Occultations suggest it is a compact or contact binary equivalent to a sphere 400 to 500 km in diameter. On 20 November 2020, Chaos occulted a magnitude 16.8 star. Three observers detected the occultation, finding that the object is likely smaller than 600 km in diameter. Another occultation was recorded on 14 January 2022; full results on size, shape, geometric albedo, and the spin-axis orientation have not been released. A further occultation occurred on 28 September 2023, with a shadow crossing most of North America. This occultation was observed by over 30 observers;
preliminary analysis suggests that Chaos is a binary (possibly a contact binary).

==Name==
On 28 March 2002, it was named after the primeval state of existence in Greek mythology, from which the first gods appeared.
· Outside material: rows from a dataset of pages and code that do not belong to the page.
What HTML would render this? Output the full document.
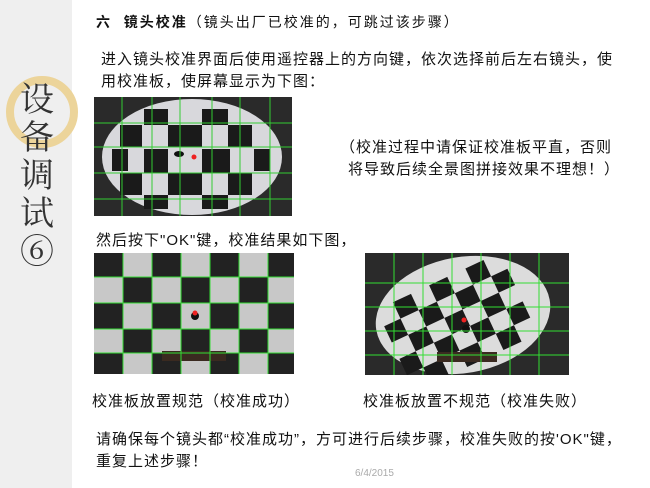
<!DOCTYPE html>
<html><head><meta charset="utf-8"><style>
body{margin:0;width:650px;height:488px;background:#fff;position:relative;overflow:hidden;font-family:"Liberation Sans","Noto Sans CJK SC",sans-serif;color:#111}
.side{position:absolute;left:0;top:0;width:72px;height:488px;background:#efefef}
.t{position:absolute;white-space:nowrap;font-size:15px;line-height:22px;letter-spacing:1px}
.v{position:absolute;left:17px;top:82px;width:40px;font-family:"Liberation Serif","Noto Serif CJK SC",serif;font-size:34px;line-height:38px;color:#333;text-align:center}
</style></head><body>
<div class="side"></div>
<svg style="position:absolute;left:0;top:0" width="80" height="160"><circle cx="42" cy="112" r="32" fill="none" stroke="#ecd49a" stroke-width="8"/></svg>
<div class="v">设<br>备<br>调<br>试<br>⑥</div>
<div class="t" style="left:96px;top:11px;font-size:14px;letter-spacing:2px"><b>六&nbsp; 镜头校准</b>（镜头出厂已校准的，可跳过该步骤）</div>
<div class="t" style="left:101px;top:49px">进入镜头校准界面后使用遥控器上的方向键，依次选择前后左右镜头，使</div>
<div class="t" style="left:101px;top:71px">用校准板，使屏幕显示为下图：</div>
<svg style="position:absolute;left:94px;top:97px" width="198" height="119">
<rect width="198" height="119" fill="#2a2a2a"/>
<ellipse cx="98" cy="60" rx="90" ry="58" fill="#d8d8dc"/>
<g fill="#1a1a1a">
<rect x="50" y="12" width="24" height="16"/><rect x="108" y="12" width="26" height="16"/>
<rect x="26" y="28" width="22" height="22"/><rect x="74" y="28" width="34" height="22"/><rect x="134" y="28" width="24" height="22"/>
<rect x="50" y="52" width="24" height="24"/><rect x="108" y="52" width="28" height="24"/><rect x="18" y="52" width="16" height="22"/><rect x="160" y="52" width="16" height="22"/>
<rect x="26" y="76" width="22" height="22"/><rect x="74" y="76" width="34" height="22"/><rect x="134" y="76" width="24" height="22"/>
<rect x="50" y="98" width="24" height="14"/><rect x="108" y="98" width="26" height="14"/>
</g>
<ellipse cx="85" cy="57" rx="5" ry="3" fill="#111"/><circle cx="100" cy="60" r="2.5" fill="#e22"/>
<g stroke="#3c3" stroke-width="1"><line x1="0" y1="26" x2="198" y2="26"/><line x1="0" y1="50" x2="198" y2="50"/><line x1="0" y1="76" x2="198" y2="76"/><line x1="0" y1="102" x2="198" y2="102"/>
<line x1="28" y1="0" x2="28" y2="119"/><line x1="58" y1="0" x2="58" y2="119"/><line x1="86" y1="0" x2="86" y2="119"/><line x1="118" y1="0" x2="118" y2="119"/><line x1="146" y1="0" x2="146" y2="119"/><line x1="176" y1="0" x2="176" y2="119"/></g></svg>
<div class="t" style="left:340px;top:137px">（校准过程中请保证校准板平直，否则</div>
<div class="t" style="left:348px;top:159px">将导致后续全景图拼接效果不理想！）</div>
<div class="t" style="left:96px;top:230px">然后按下"OK"键，校准结果如下图，</div>
<svg style="position:absolute;left:94px;top:253px" width="200" height="121">
<rect width="200" height="121" fill="#c8c8c8"/>
<g fill="#222">
<rect x="0" y="0" width="29" height="24"/><rect x="58" y="0" width="29" height="24"/><rect x="116" y="0" width="29" height="24"/><rect x="174" y="0" width="26" height="24"/>
<rect x="29" y="24" width="29" height="26"/><rect x="87" y="24" width="29" height="26"/><rect x="145" y="24" width="29" height="26"/>
<rect x="0" y="50" width="29" height="26"/><rect x="58" y="50" width="29" height="26"/><rect x="116" y="50" width="29" height="26"/><rect x="174" y="50" width="26" height="26"/>
<rect x="29" y="76" width="29" height="24"/><rect x="87" y="76" width="29" height="24"/><rect x="145" y="76" width="29" height="24"/>
<rect x="0" y="100" width="29" height="21"/><rect x="58" y="100" width="29" height="21"/><rect x="116" y="100" width="29" height="21"/><rect x="174" y="100" width="26" height="21"/>
</g>
<rect x="68" y="98" width="64" height="10" fill="#3a2a20"/>
<circle cx="101" cy="63" r="4" fill="#111"/><circle cx="101" cy="60" r="2.5" fill="#e22"/>
<g stroke="#3d3" stroke-width="1"><line x1="0" y1="24" x2="200" y2="24"/><line x1="0" y1="50" x2="200" y2="50"/><line x1="0" y1="76" x2="200" y2="76"/><line x1="0" y1="100" x2="200" y2="100"/>
<line x1="29" y1="0" x2="29" y2="121"/><line x1="58" y1="0" x2="58" y2="121"/><line x1="87" y1="0" x2="87" y2="121"/><line x1="116" y1="0" x2="116" y2="121"/><line x1="145" y1="0" x2="145" y2="121"/><line x1="174" y1="0" x2="174" y2="121"/></g></svg>
<svg style="position:absolute;left:365px;top:253px" width="204" height="122">
<rect width="204" height="122" fill="#2a2a2a"/>
<ellipse cx="98" cy="62" rx="88" ry="58" transform="rotate(-10 98 62)" fill="#dcdcdc"/>
<g fill="#1a1a1a" transform="rotate(-25 100 62)">
<rect x="40" y="20" width="20" height="18"/><rect x="80" y="20" width="20" height="18"/><rect x="120" y="20" width="20" height="18"/>
<rect x="60" y="38" width="20" height="18"/><rect x="100" y="38" width="20" height="18"/><rect x="140" y="38" width="18" height="18"/><rect x="22" y="38" width="18" height="18"/>
<rect x="40" y="56" width="20" height="18"/><rect x="80" y="56" width="20" height="18"/><rect x="120" y="56" width="20" height="18"/>
<rect x="60" y="74" width="20" height="18"/><rect x="100" y="74" width="20" height="18"/><rect x="22" y="74" width="18" height="18"/><rect x="140" y="74" width="18" height="18"/>
<rect x="40" y="92" width="20" height="18"/><rect x="80" y="92" width="20" height="18"/><rect x="120" y="92" width="20" height="18"/>
</g>
<rect x="72" y="99" width="60" height="10" fill="#3a2a20"/>
<circle cx="101" cy="76" r="4" fill="#111"/><circle cx="99" cy="67" r="2.5" fill="#e22"/>
<g stroke="#3d3" stroke-width="1"><line x1="0" y1="30" x2="204" y2="30"/><line x1="0" y1="54" x2="204" y2="54"/><line x1="0" y1="78" x2="204" y2="78"/><line x1="0" y1="102" x2="204" y2="102"/>
<line x1="29" y1="0" x2="29" y2="122"/><line x1="58" y1="0" x2="58" y2="122"/><line x1="87" y1="0" x2="87" y2="122"/><line x1="116" y1="0" x2="116" y2="122"/><line x1="145" y1="0" x2="145" y2="122"/><line x1="174" y1="0" x2="174" y2="122"/></g></svg>
<div class="t" style="left:92px;top:391px">校准板放置规范（校准成功）</div>
<div class="t" style="left:363px;top:391px">校准板放置不规范（校准失败）</div>
<div class="t" style="left:96px;top:429px">请确保每个镜头都“校准成功”，方可进行后续步骤，校准失败的按'OK"键，</div>
<div class="t" style="left:96px;top:451px">重复上述步骤！</div>
<div class="t" style="left:355px;top:463px;font-size:10px;color:#aaa;letter-spacing:0">6/4/2015</div>
</body></html>
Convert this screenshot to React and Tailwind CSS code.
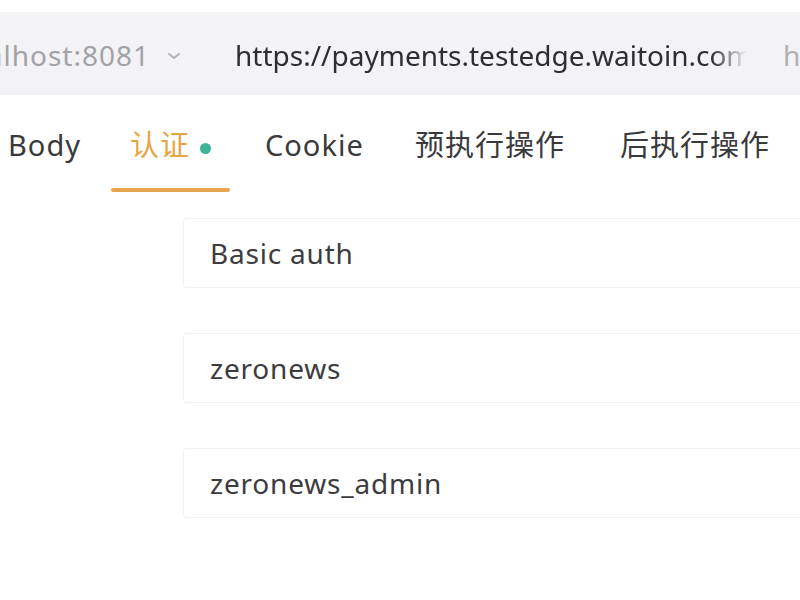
import React from 'react';

const font = { fontFamily: '"Noto Sans", "Noto Sans CJK SC", sans-serif' };

const tabs = [
  { label: 'Body', width: 'w-[103px]' },
  { label: '认证', active: true, dot: true, width: 'w-[119px] mr-[35px]' },
  { label: 'Cookie', width: 'w-[150px]' },
  { label: '预执行操作', width: 'w-[205px]' },
  { label: '后执行操作', width: 'w-[180px]' },
];

const fields = ['Basic auth', 'zeronews', 'zeronews_admin'];

function Chevron() {
  return (
    <svg width="18" height="12" viewBox="0 0 18 12" fill="none" className="mt-[2px] shrink-0">
      <path d="M4 4l5 4 5-4" stroke="#b4b4b8" strokeWidth="2" strokeLinecap="round" strokeLinejoin="round" />
    </svg>
  );
}

export default function App() {
  return (
    <div className="w-[800px] h-[600px] bg-white overflow-hidden" style={font}>
      {/* Address bar */}
      <div className="mt-[12px] h-[83px] pt-[3px] bg-[#f3f3f5] flex items-center whitespace-nowrap overflow-hidden text-[28px]">
        <div className="w-[150px] shrink-0 flex justify-end overflow-hidden">
          <span className="text-[#a2a2a6] tracking-[1px]">localhost:8081</span>
        </div>
        <div className="w-[85px] shrink-0 pl-[15px]">
          <Chevron />
        </div>
        <div className="w-[512px] shrink-0 overflow-hidden text-[#2e2e30] [mask-image:linear-gradient(to_right,black_93%,transparent)]">
          https://payments.testedge.waitoin.com/api
        </div>
        <span className="ml-[36px] text-[#b0b0b4]">h</span>
      </div>

      {/* Tabs */}
      <div className="h-[98px] flex pl-[8px] whitespace-nowrap text-[29px] tracking-[1px] text-[#3a3a3c]">
        {tabs.map((t) => (
          <div
            key={t.label}
            className={
              (t.active ? 'relative pl-[19px] ' : '') +
              'flex items-center h-[98px] pt-[2px] shrink-0 ' +
              t.width
            }
          >
            <span className={t.active ? 'text-[#e8a444]' : ''}>{t.label}</span>
            {t.dot && <span className="ml-[10px] mt-[6px] w-[11px] h-[11px] rounded-full bg-[#3db39a]" />}
            {t.active && (
              <span className="absolute left-0 right-0 bottom-[1px] h-[4px] rounded-full bg-[#e6a64e]" />
            )}
          </div>
        ))}
      </div>

      {/* Auth fields */}
      <div className="mt-[25px] ml-[183px] flex flex-col gap-[45px]">
        {fields.map((f) => (
          <div
            key={f}
            className="h-[70px] flex items-center pl-[26px] border border-r-0 border-[#f1f1f3] rounded-l-[4px] text-[28px] tracking-[0.8px] text-[#3c3c3e]"
          >
            {f}
          </div>
        ))}
      </div>
    </div>
  );
}
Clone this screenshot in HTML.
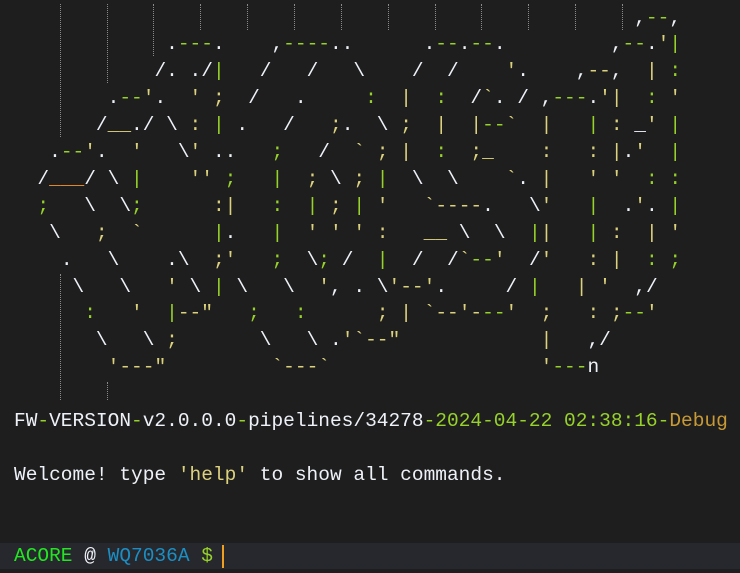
<!DOCTYPE html>
<html><head><meta charset="utf-8"><style>
html,body{margin:0;padding:0;background:#1e1e1e;width:740px;height:573px;overflow:hidden;position:relative}
pre{margin:0;position:absolute;left:14px;font-family:"Liberation Mono",monospace;font-size:19.5px;line-height:26.9px;color:#f2f2f2;white-space:pre}
.g{position:absolute;width:0;border-left:1.5px dotted #8a8a8a}
.bar{position:absolute;left:0;top:543px;width:740px;height:26px;background:#27272e}
.y{color:#dcd27e}.gr{color:#97d22a}.o{color:#f0922a}.w{color:#eef2f8}.dg{color:#c89a36}.b{color:#1b8fc4}.lg{color:#22e622}
</style></head><body>
<div class="g" style="left:60px;top:4px;height:133px"></div>
<div class="g" style="left:60px;top:274px;height:126px"></div>
<div class="g" style="left:107px;top:4px;height:79px"></div>
<div class="g" style="left:107px;top:382px;height:18px"></div>
<div class="g" style="left:153px;top:4px;height:52px"></div>
<div class="g" style="left:200px;top:4px;height:26px"></div>
<div class="g" style="left:247px;top:4px;height:26px"></div>
<div class="g" style="left:294px;top:4px;height:26px"></div>
<div class="g" style="left:341px;top:4px;height:26px"></div>
<div class="g" style="left:388px;top:4px;height:26px"></div>
<div class="g" style="left:435px;top:4px;height:26px"></div>
<div class="g" style="left:481px;top:4px;height:26px"></div>
<div class="g" style="left:528px;top:4px;height:26px"></div>
<div class="g" style="left:575px;top:4px;height:26px"></div>
<div class="g" style="left:622px;top:4px;height:26px"></div>
<pre id="art" style="top:4.5px">                                                     ,--,
             .---.    ,----..      .--.--.         ,--.'|
            /. ./|   /   /   \    /  /    '.    ,--,  | :
        .--'.  ' ;  /   .     :  |  :  /`. / ,---.'|  : '
       /__./ \ : | .   /   ;.  \ ;  |  |--`  |   | : _' |
   .--'.  '   \' ..   ;   /  ` ; |  :  ;_    :   : |.'  |
  /___/ \ |    '' ;   |  ; \ ; |  \  \    `. |   ' '  : :
  ;   \  \;      :|   :  | ; | '   `----.   \'   |  .'. |
   \   ;  `      |.   |  ' ' ' :   __ \  \  ||   | :  | '
    .   \    .\  ;'   ;  \; /  |  /  /`--'  /'   : |  : ;
     \   \   ' \ | \   \  ', . \'--'.     / |   | '  ,/
      :   '  |--"   ;   :      ; | `--'---'  ;   : ;--'
       \   \ ;       \   \ .'`--"            |   ,/
        '---"         `---`                  '---n</pre>
<pre style="top:408px"><span class="w">FW</span><span class="gr">-</span><span class="w">VERSION</span><span class="gr">-</span><span class="w">v2.0.0.0</span><span class="gr">-</span><span class="w">pipelines/34278</span><span class="gr">-2024-04-22 02:38:16-</span><span class="dg">Debug</span>

<span class="w">Welcome! type </span><span class="y">'help'</span><span class="w"> to show all commands.</span></pre>
<div class="bar"></div>
<pre style="top:542.5px"><span class="lg">ACORE</span> <span class="w">@</span> <span class="b">WQ7036A</span> <span class="gr">$</span> </pre>
<div style="position:absolute;left:222px;top:545px;width:2px;height:23px;background:#f0a020"></div>
<script>
(function(){var p=document.getElementById('art');var t=p.textContent;var h='';var lines=t.split('\n');
lines.forEach(function(l,ri){for(var i=0;i<l.length;i++){var c=l[i];var cl='';
if(c==' '){h+=' ';continue;}
if('/\\.,n'.indexOf(c)>=0)cl='w';else if(c=='-')cl=(ri==7||ri==10||(ri==11&&i<40)||(ri==12)||(ri==13&&i<30)||ri==2&&i>45)?'y':'gr';
else if(c=='_')cl=(i<8&&ri>=4)?'o':'y';else if(c=='|')cl=(i%3==0)?'y':'gr';else if(c==':'||c==';')cl=(i%2==0)?'gr':'y';else cl='y';
if(ri==4&&c=='_'&&i>50)cl='w';
h+='<span class="'+cl+'">'+(c=='<'?'&lt;':c)+'</span>';}
if(ri<lines.length-1)h+='\n';});p.innerHTML=h;})();
</script>
</body></html>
Planetary symbols are no longer much used in astronomy, so Chaos never received a symbol in the astronomical literature. There is no standard symbol for Chaos used by astrologers either. Michael Moorcock's Symbol of Chaos () has occasionally been used.

Michael Moorcock's Symbol of Chaos

== Orbit ==
Chaos has an orbital period of approximately 309 years. Its orbit is longer, but less eccentric than the orbit of Pluto. Chaos's orbit is inclined approximately 12° to the ecliptic. Its orbit never crosses the orbit of Neptune. Currently, the closest approach possible to Neptune (MOID) is 12.5 AU.

Chaos will come to perihelion at around December 2033, coming as close as 40 AU from Earth. Its brightest magnitude will be 20.8.